The Spring 2004 issue of WordAlive features the story of David and Henny Thormoset, Wycliffe linguists who work in the African country of Cameroon. On a September morning they received the phone call which makes you fall over in grief. Their son, Andreas, had taken his own life. He was back in Calgary, struggling with depression, while they continued their work in Cameroon. Suddenly, their lives were turned upside down. Within hours, they were on a plane back to Canada. Along the way, they struggled with the same issues that everybody who experiences the suicide of a loved one does.
I would like to share with you those issues in a frank way. I would like to share with you the way that believers can support and encourage one another when a tragedy like this strikes. I would like to share what “suicide survivors” such as myself have learned.
Family and friends who experience the suicide of a loved one feel many different emotions. The experience tears you apart. One of the most difficult aspects is the uncertainty. You are filled with doubts and questions, especially about the spiritual life of the deceased. You ask yourself, “If he was a Christian, why would he do something like this?” Answers which focus on depression as a disease do not satisfy everybody. Everything is up in the air. Everything is uncertain.

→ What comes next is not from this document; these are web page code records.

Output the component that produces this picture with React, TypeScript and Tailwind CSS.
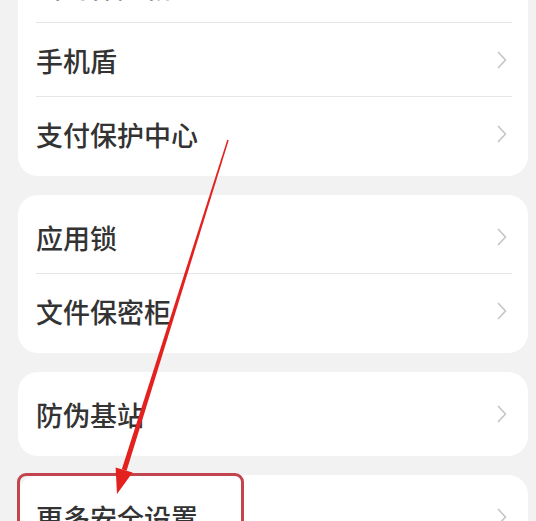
import React from "react";

const Chevron = () => (
  <svg width="12" height="20" viewBox="0 0 12 20" fill="none">
    <path d="M2.5 2.5 L9.5 10 L2.5 17.5" stroke="#c6c6c6" strokeWidth="1.7" strokeLinecap="round" strokeLinejoin="round" />
  </svg>
);

const Row = ({ label, divider }: { label: string; divider?: boolean }) => (
  <div className="relative flex h-[74px] items-center justify-between pl-[18px] pr-[20px]">
    <span className="text-[27px] font-medium leading-none text-[#333333]" style={{ fontFamily: '"Noto Sans CJK SC", "Noto Sans", sans-serif' }}>
      {label}
    </span>
    <Chevron />
    {divider && <div className="absolute bottom-0 left-[18px] right-[16px] h-px bg-[#e6e6e6]" />}
  </div>
);

const Card = ({ items, className = "" }: { items: string[]; className?: string }) => (
  <div className={"rounded-[20px] bg-white py-[5px] " + className}>
    {items.map((t, i) => (
      <Row key={t} label={t} divider={i < items.length - 1} />
    ))}
  </div>
);

export default function App() {
  return (
    <div className="relative h-[521px] w-[536px] overflow-hidden bg-[#f2f2f2]">
      <div className="flex flex-col gap-[19px] pl-[18px] pr-[8px] mt-[-56px]">
        <Card items={["密码保险箱", "手机盾", "支付保护中心"]} />
        <Card items={["应用锁", "文件保密柜"]} />
        <Card items={["防伪基站"]} />
        <Card items={["更多安全设置"]} />
      </div>
      <div className="absolute left-[17px] top-[473px] h-[80px] w-[227px] rounded-[9px] border-[3px] border-[#c2454e]" />
      <svg className="absolute left-0 top-0" width="536" height="521" viewBox="0 0 536 521">
        <polygon points="228.7,140.2 227.3,139.8 121.8,469.3 126.6,470.7" fill="#e3211e" />
        <polygon points="132.6,472.6 115.6,467.4 117,494" fill="#e3211e" />
      </svg>
    </div>
  );
}
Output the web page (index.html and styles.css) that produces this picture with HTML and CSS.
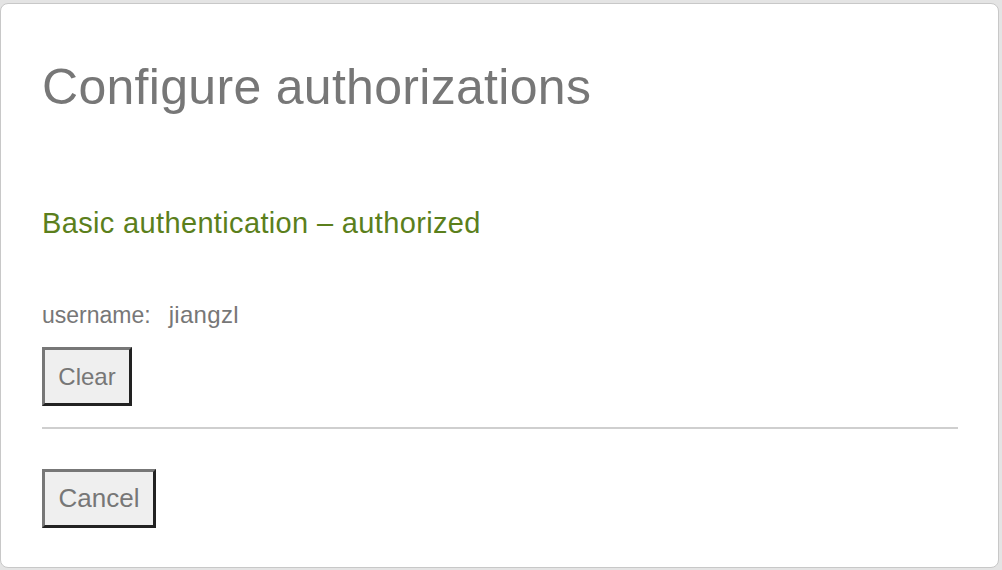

Accompanying this uncertainty is sometimes a feeling of anger. You get angry at yourself: why didn’t I see it coming? Why didn’t I say things differently the last time I saw her? You get angry at other family members or friends: If only they had done this differently or said that! You get angry at the deceased: how could he do this to us? I thought she loved us! This is the most selfish thing that she could do!
The anger and uncertainty are only compounded by a feeling of being misunderstood. Suicide is not the same as other deaths. When well-meaning people offer platitudes like, “Well, we know where she is and we can take comfort in that,” you want to scream. Or when people pretend that the suicide is not real… “She would never do something like that, how can you say that?” Being misunderstood and feeling alone are difficult aspects of grieving the suicide victim.
In every way, a suicide is much different than a normal passing away. You cannot comfort the same way – any joy in the passing is hidden deeply behind a seemingly frowning providence. In fact, the best comfort you can offer, especially in the heat of the loss, is no comfort at all. The people who will be appreciated the most are those who say nothing and just listen. Those grieving a loved one lost to suicide do not need your words – they need your presence. They need you to listen as you sound out your uncertainty, confusion, anger, sadness.
The Thormosets’ experience with their son taught them to find comfort in God’s power and strength. David Thormoset said, “Andreas’ death abruptly brought me face to face with what I am – weak and dependent. Every day I need to lean heavily on Christ, to experience his power, rather than trying to work from my own minute strength.” These are certainties upon which you are forced to rely in the midst of a loss due to suicide. You are forced to think about the things that you know for certain. You are forced to consider God’s covenant promises and his overwhelming grace and mercy for sinners (even sinners who take their own life!). Rather than finding your comfort in what people have done, you have to think about who God is and rest in that. I have learned that my only peace and comfort are in God – I cannot find those things in weak and sinful man.
The Thormosets, myself, and other Christian “suicide survivors” have learned what it is to wrestle with God. When you lose a loved one to suicide, there are no pat answers. There is a sense in which there is no closure – at least, not yet! It leaves you feeling that there has to be something more. There will be… At the end of the struggle, our only conclusion can be to let God be God. As his infantile children, we have to rest in the undisputable biblical fact of Father’s goodness. There is nothing else to hold on to.